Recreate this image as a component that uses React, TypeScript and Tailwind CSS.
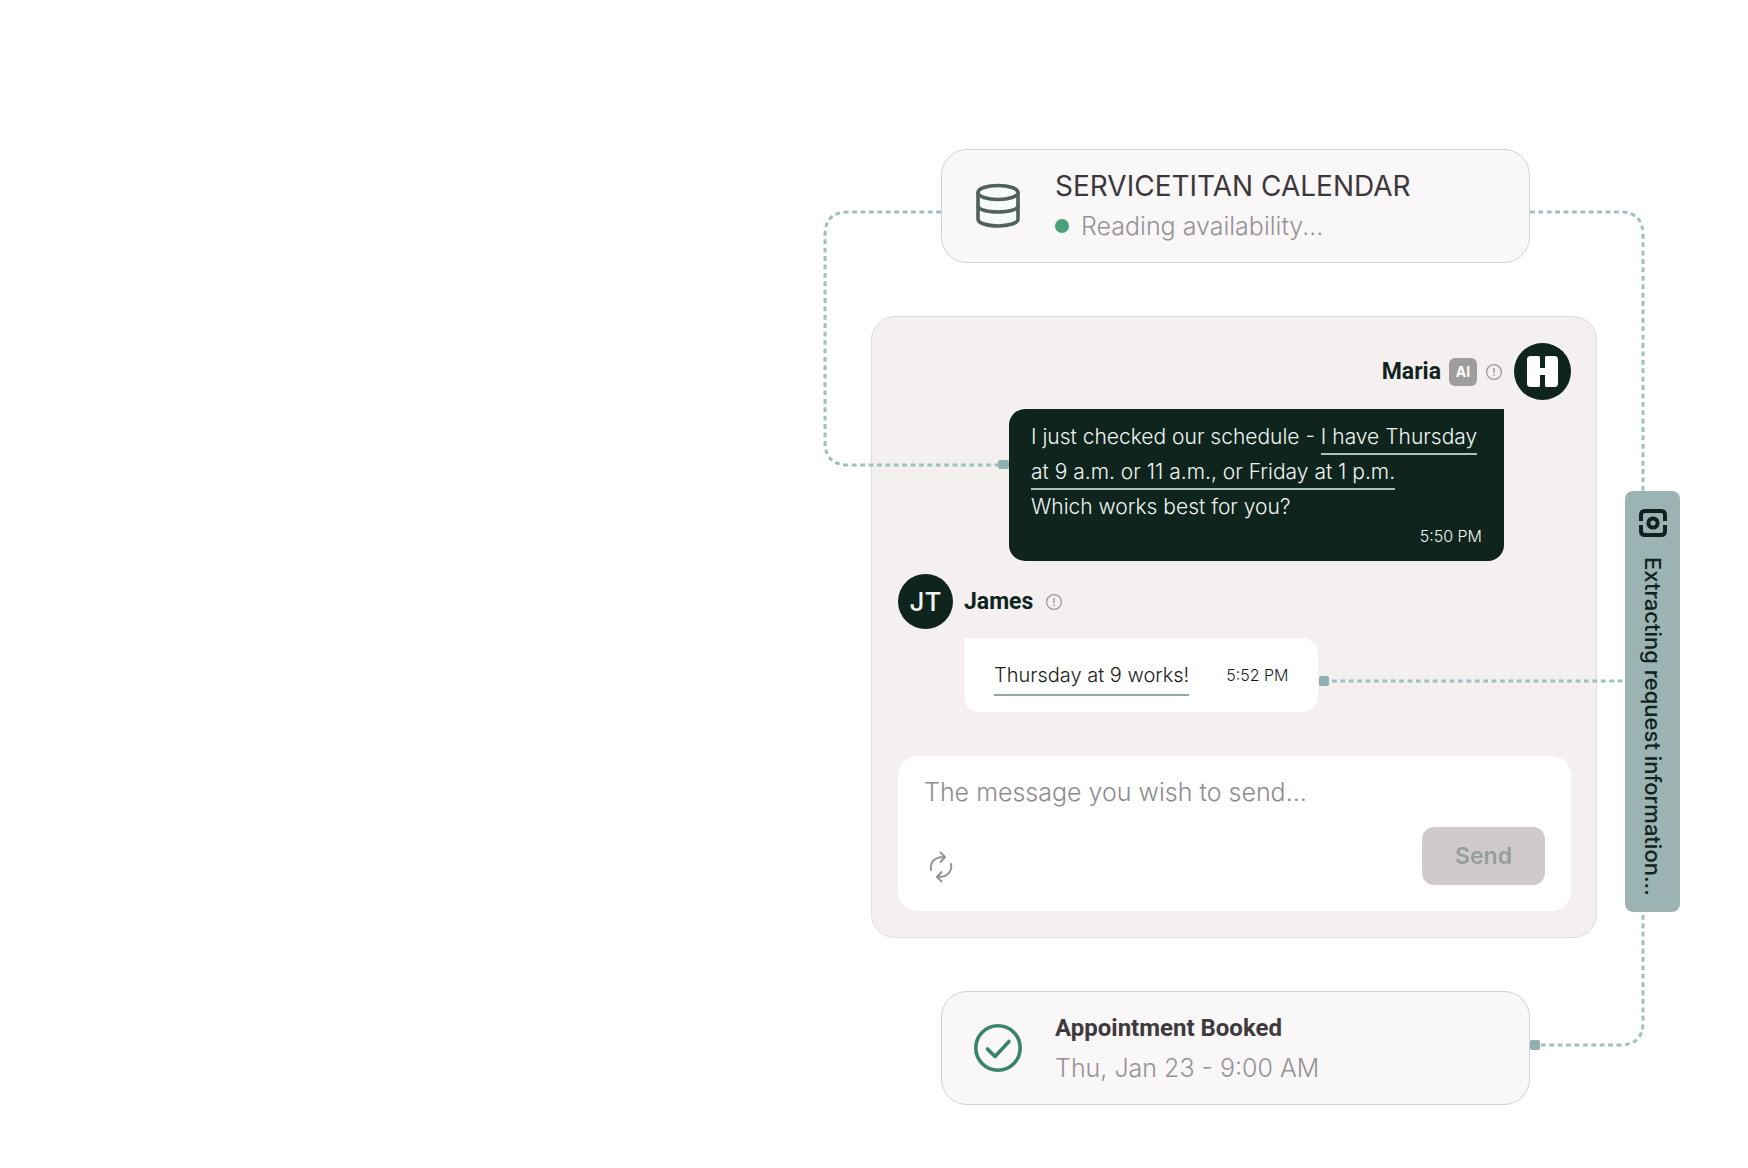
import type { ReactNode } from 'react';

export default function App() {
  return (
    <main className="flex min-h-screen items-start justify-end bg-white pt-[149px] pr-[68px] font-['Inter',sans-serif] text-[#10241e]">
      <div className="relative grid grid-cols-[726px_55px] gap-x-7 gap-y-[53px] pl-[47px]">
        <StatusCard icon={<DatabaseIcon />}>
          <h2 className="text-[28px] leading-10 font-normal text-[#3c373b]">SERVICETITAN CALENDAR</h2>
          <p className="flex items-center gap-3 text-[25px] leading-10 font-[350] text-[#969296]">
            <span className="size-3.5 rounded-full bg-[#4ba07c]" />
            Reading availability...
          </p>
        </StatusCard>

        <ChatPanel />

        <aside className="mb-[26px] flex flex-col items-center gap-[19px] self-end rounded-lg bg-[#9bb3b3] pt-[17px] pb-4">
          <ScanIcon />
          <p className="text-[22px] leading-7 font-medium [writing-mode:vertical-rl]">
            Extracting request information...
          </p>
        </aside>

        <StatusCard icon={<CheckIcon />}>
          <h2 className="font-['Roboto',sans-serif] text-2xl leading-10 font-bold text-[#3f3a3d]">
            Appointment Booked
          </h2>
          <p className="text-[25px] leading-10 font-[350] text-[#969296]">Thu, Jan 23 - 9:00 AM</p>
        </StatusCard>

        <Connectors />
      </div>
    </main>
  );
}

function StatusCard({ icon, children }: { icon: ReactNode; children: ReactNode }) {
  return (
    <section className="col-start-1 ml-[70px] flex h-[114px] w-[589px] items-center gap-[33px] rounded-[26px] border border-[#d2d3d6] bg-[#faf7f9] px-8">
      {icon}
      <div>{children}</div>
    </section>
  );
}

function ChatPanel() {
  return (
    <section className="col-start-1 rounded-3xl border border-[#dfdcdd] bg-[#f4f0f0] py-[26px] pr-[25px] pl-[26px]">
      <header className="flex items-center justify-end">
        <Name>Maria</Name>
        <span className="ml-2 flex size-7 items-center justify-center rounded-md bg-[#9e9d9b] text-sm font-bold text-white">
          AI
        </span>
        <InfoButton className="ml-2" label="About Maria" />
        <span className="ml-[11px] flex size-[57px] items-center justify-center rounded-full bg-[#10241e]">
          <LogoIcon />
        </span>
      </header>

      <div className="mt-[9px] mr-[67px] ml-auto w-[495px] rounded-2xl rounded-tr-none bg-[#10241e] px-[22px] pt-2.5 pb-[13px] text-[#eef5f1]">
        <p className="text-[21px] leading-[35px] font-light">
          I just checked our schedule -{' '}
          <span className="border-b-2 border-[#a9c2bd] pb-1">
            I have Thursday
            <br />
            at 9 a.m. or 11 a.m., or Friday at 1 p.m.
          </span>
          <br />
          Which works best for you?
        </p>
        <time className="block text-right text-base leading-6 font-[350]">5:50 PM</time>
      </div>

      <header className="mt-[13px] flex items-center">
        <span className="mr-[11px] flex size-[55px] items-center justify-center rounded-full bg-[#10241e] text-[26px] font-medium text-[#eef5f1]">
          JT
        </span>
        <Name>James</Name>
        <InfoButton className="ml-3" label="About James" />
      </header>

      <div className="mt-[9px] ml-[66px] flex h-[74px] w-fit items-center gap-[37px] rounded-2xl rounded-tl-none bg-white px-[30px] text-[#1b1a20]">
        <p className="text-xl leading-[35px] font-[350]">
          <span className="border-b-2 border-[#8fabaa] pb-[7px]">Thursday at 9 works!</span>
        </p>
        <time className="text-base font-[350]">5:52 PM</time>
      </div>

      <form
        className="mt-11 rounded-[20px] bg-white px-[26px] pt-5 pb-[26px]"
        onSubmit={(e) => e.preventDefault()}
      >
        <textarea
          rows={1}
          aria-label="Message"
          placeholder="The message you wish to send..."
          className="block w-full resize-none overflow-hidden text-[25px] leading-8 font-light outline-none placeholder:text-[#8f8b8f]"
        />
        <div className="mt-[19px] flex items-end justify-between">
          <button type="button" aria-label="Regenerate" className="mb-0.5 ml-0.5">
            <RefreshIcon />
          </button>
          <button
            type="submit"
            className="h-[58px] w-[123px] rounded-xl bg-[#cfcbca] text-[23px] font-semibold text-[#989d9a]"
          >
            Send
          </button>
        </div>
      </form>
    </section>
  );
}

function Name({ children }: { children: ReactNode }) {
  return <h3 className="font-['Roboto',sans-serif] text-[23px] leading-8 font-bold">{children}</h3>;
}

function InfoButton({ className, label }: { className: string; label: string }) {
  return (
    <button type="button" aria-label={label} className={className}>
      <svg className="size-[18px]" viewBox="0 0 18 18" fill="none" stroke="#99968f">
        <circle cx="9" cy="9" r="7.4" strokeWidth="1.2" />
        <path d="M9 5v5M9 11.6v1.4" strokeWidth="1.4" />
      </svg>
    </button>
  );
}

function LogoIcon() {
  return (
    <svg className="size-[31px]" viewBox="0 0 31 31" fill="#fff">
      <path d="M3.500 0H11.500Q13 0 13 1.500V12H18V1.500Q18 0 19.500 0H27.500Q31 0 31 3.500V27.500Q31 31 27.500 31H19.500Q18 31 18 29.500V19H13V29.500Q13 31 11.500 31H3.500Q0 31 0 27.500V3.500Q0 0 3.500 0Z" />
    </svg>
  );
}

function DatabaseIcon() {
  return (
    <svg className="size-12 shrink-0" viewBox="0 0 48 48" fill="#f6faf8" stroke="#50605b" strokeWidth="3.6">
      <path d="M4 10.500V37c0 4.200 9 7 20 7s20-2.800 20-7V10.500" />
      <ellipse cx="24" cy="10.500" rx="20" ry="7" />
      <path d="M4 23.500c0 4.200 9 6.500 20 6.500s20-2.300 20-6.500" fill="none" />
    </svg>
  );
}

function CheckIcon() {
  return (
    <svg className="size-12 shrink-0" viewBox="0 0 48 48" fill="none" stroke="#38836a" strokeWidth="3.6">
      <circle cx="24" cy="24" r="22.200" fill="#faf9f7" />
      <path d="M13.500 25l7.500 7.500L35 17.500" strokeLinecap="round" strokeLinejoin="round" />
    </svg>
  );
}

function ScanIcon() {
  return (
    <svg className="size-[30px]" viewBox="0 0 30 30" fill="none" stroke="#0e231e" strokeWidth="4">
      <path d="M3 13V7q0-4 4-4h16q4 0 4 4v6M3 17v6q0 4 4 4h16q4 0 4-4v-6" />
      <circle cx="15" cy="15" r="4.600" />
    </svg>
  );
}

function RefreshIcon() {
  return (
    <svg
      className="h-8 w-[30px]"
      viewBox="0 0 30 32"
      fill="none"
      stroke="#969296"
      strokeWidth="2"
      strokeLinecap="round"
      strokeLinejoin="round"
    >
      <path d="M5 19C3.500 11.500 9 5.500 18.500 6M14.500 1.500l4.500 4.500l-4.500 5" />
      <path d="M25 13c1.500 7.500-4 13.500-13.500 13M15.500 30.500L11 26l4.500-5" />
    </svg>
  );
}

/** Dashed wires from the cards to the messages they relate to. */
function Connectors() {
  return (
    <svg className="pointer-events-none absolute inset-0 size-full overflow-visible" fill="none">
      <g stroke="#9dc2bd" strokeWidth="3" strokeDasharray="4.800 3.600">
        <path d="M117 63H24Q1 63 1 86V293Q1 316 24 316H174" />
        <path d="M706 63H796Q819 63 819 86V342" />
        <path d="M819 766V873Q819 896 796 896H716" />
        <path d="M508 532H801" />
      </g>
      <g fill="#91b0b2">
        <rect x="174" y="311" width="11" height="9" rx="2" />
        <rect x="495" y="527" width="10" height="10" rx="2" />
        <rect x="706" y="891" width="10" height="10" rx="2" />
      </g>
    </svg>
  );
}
******************************
- PROBLEM DETAILS: Working from the lines above, reproduce the material exactly and exclude its pictures.

- SOLUTION:
Recreate this image as a component that uses React, TypeScript and Tailwind CSS.
import type { ReactNode } from 'react';

export default function App() {
  return (
    <main className="flex min-h-screen items-start justify-end bg-white pt-[149px] pr-[68px] font-['Inter',sans-serif] text-[#10241e]">
      <div className="relative grid grid-cols-[726px_55px] gap-x-7 gap-y-[53px] pl-[47px]">
        <StatusCard icon={<DatabaseIcon />}>
          <h2 className="text-[28px] leading-10 font-normal text-[#3c373b]">SERVICETITAN CALENDAR</h2>
          <p className="flex items-center gap-3 text-[25px] leading-10 font-[350] text-[#969296]">
            <span className="size-3.5 rounded-full bg-[#4ba07c]" />
            Reading availability...
          </p>
        </StatusCard>

        <ChatPanel />

        <aside className="mb-[26px] flex flex-col items-center gap-[19px] self-end rounded-lg bg-[#9bb3b3] pt-[17px] pb-4">
          <ScanIcon />
          <p className="text-[22px] leading-7 font-medium [writing-mode:vertical-rl]">
            Extracting request information...
          </p>
        </aside>

        <StatusCard icon={<CheckIcon />}>
          <h2 className="font-['Roboto',sans-serif] text-2xl leading-10 font-bold text-[#3f3a3d]">
            Appointment Booked
          </h2>
          <p className="text-[25px] leading-10 font-[350] text-[#969296]">Thu, Jan 23 - 9:00 AM</p>
        </StatusCard>

        <Connectors />
      </div>
    </main>
  );
}

function StatusCard({ icon, children }: { icon: ReactNode; children: ReactNode }) {
  return (
    <section className="col-start-1 ml-[70px] flex h-[114px] w-[589px] items-center gap-[33px] rounded-[26px] border border-[#d2d3d6] bg-[#faf7f9] px-8">
      {icon}
      <div>{children}</div>
    </section>
  );
}

function ChatPanel() {
  return (
    <section className="col-start-1 rounded-3xl border border-[#dfdcdd] bg-[#f4f0f0] py-[26px] pr-[25px] pl-[26px]">
      <header className="flex items-center justify-end">
        <Name>Maria</Name>
        <span className="ml-2 flex size-7 items-center justify-center rounded-md bg-[#9e9d9b] text-sm font-bold text-white">
          AI
        </span>
        <InfoButton className="ml-2" label="About Maria" />
        <span className="ml-[11px] flex size-[57px] items-center justify-center rounded-full bg-[#10241e]">
          <LogoIcon />
        </span>
      </header>

      <div className="mt-[9px] mr-[67px] ml-auto w-[495px] rounded-2xl rounded-tr-none bg-[#10241e] px-[22px] pt-2.5 pb-[13px] text-[#eef5f1]">
        <p className="text-[21px] leading-[35px] font-light">
          I just checked our schedule -{' '}
          <span className="border-b-2 border-[#a9c2bd] pb-1">
            I have Thursday
            <br />
            at 9 a.m. or 11 a.m., or Friday at 1 p.m.
          </span>
          <br />
          Which works best for you?
        </p>
        <time className="block text-right text-base leading-6 font-[350]">5:50 PM</time>
      </div>

      <header className="mt-[13px] flex items-center">
        <span className="mr-[11px] flex size-[55px] items-center justify-center rounded-full bg-[#10241e] text-[26px] font-medium text-[#eef5f1]">
          JT
        </span>
        <Name>James</Name>
        <InfoButton className="ml-3" label="About James" />
      </header>

      <div className="mt-[9px] ml-[66px] flex h-[74px] w-fit items-center gap-[37px] rounded-2xl rounded-tl-none bg-white px-[30px] text-[#1b1a20]">
        <p className="text-xl leading-[35px] font-[350]">
          <span className="border-b-2 border-[#8fabaa] pb-[7px]">Thursday at 9 works!</span>
        </p>
        <time className="text-base font-[350]">5:52 PM</time>
      </div>

      <form
        className="mt-11 rounded-[20px] bg-white px-[26px] pt-5 pb-[26px]"
        onSubmit={(e) => e.preventDefault()}
      >
        <textarea
          rows={1}
          aria-label="Message"
          placeholder="The message you wish to send..."
          className="block w-full resize-none overflow-hidden text-[25px] leading-8 font-light outline-none placeholder:text-[#8f8b8f]"
        />
        <div className="mt-[19px] flex items-end justify-between">
          <button type="button" aria-label="Regenerate" className="mb-0.5 ml-0.5">
            <RefreshIcon />
          </button>
          <button
            type="submit"
            className="h-[58px] w-[123px] rounded-xl bg-[#cfcbca] text-[23px] font-semibold text-[#989d9a]"
          >
            Send
          </button>
        </div>
      </form>
    </section>
  );
}

function Name({ children }: { children: ReactNode }) {
  return <h3 className="font-['Roboto',sans-serif] text-[23px] leading-8 font-bold">{children}</h3>;
}

function InfoButton({ className, label }: { className: string; label: string }) {
  return (
    <button type="button" aria-label={label} className={className}>
      <svg className="size-[18px]" viewBox="0 0 18 18" fill="none" stroke="#99968f">
        <circle cx="9" cy="9" r="7.4" strokeWidth="1.2" />
        <path d="M9 5v5M9 11.6v1.4" strokeWidth="1.4" />
      </svg>
    </button>
  );
}

function LogoIcon() {
  return (
    <svg className="size-[31px]" viewBox="0 0 31 31" fill="#fff">
      <path d="M3.500 0H11.500Q13 0 13 1.500V12H18V1.500Q18 0 19.500 0H27.500Q31 0 31 3.500V27.500Q31 31 27.500 31H19.500Q18 31 18 29.500V19H13V29.500Q13 31 11.500 31H3.500Q0 31 0 27.500V3.500Q0 0 3.500 0Z" />
    </svg>
  );
}

function DatabaseIcon() {
  return (
    <svg className="size-12 shrink-0" viewBox="0 0 48 48" fill="#f6faf8" stroke="#50605b" strokeWidth="3.6">
      <path d="M4 10.500V37c0 4.200 9 7 20 7s20-2.800 20-7V10.500" />
      <ellipse cx="24" cy="10.500" rx="20" ry="7" />
      <path d="M4 23.500c0 4.200 9 6.500 20 6.500s20-2.300 20-6.500" fill="none" />
    </svg>
  );
}

function CheckIcon() {
  return (
    <svg className="size-12 shrink-0" viewBox="0 0 48 48" fill="none" stroke="#38836a" strokeWidth="3.6">
      <circle cx="24" cy="24" r="22.200" fill="#faf9f7" />
      <path d="M13.500 25l7.500 7.500L35 17.500" strokeLinecap="round" strokeLinejoin="round" />
    </svg>
  );
}

function ScanIcon() {
  return (
    <svg className="size-[30px]" viewBox="0 0 30 30" fill="none" stroke="#0e231e" strokeWidth="4">
      <path d="M3 13V7q0-4 4-4h16q4 0 4 4v6M3 17v6q0 4 4 4h16q4 0 4-4v-6" />
      <circle cx="15" cy="15" r="4.600" />
    </svg>
  );
}

function RefreshIcon() {
  return (
    <svg
      className="h-8 w-[30px]"
      viewBox="0 0 30 32"
      fill="none"
      stroke="#969296"
      strokeWidth="2"
      strokeLinecap="round"
      strokeLinejoin="round"
    >
      <path d="M5 19C3.500 11.500 9 5.500 18.500 6M14.500 1.500l4.500 4.500l-4.500 5" />
      <path d="M25 13c1.500 7.500-4 13.500-13.500 13M15.500 30.500L11 26l4.500-5" />
    </svg>
  );
}

/** Dashed wires from the cards to the messages they relate to. */
function Connectors() {
  return (
    <svg className="pointer-events-none absolute inset-0 size-full overflow-visible" fill="none">
      <g stroke="#9dc2bd" strokeWidth="3" strokeDasharray="4.800 3.600">
        <path d="M117 63H24Q1 63 1 86V293Q1 316 24 316H174" />
        <path d="M706 63H796Q819 63 819 86V342" />
        <path d="M819 766V873Q819 896 796 896H716" />
        <path d="M508 532H801" />
      </g>
      <g fill="#91b0b2">
        <rect x="174" y="311" width="11" height="9" rx="2" />
        <rect x="495" y="527" width="10" height="10" rx="2" />
        <rect x="706" y="891" width="10" height="10" rx="2" />
      </g>
    </svg>
  );
}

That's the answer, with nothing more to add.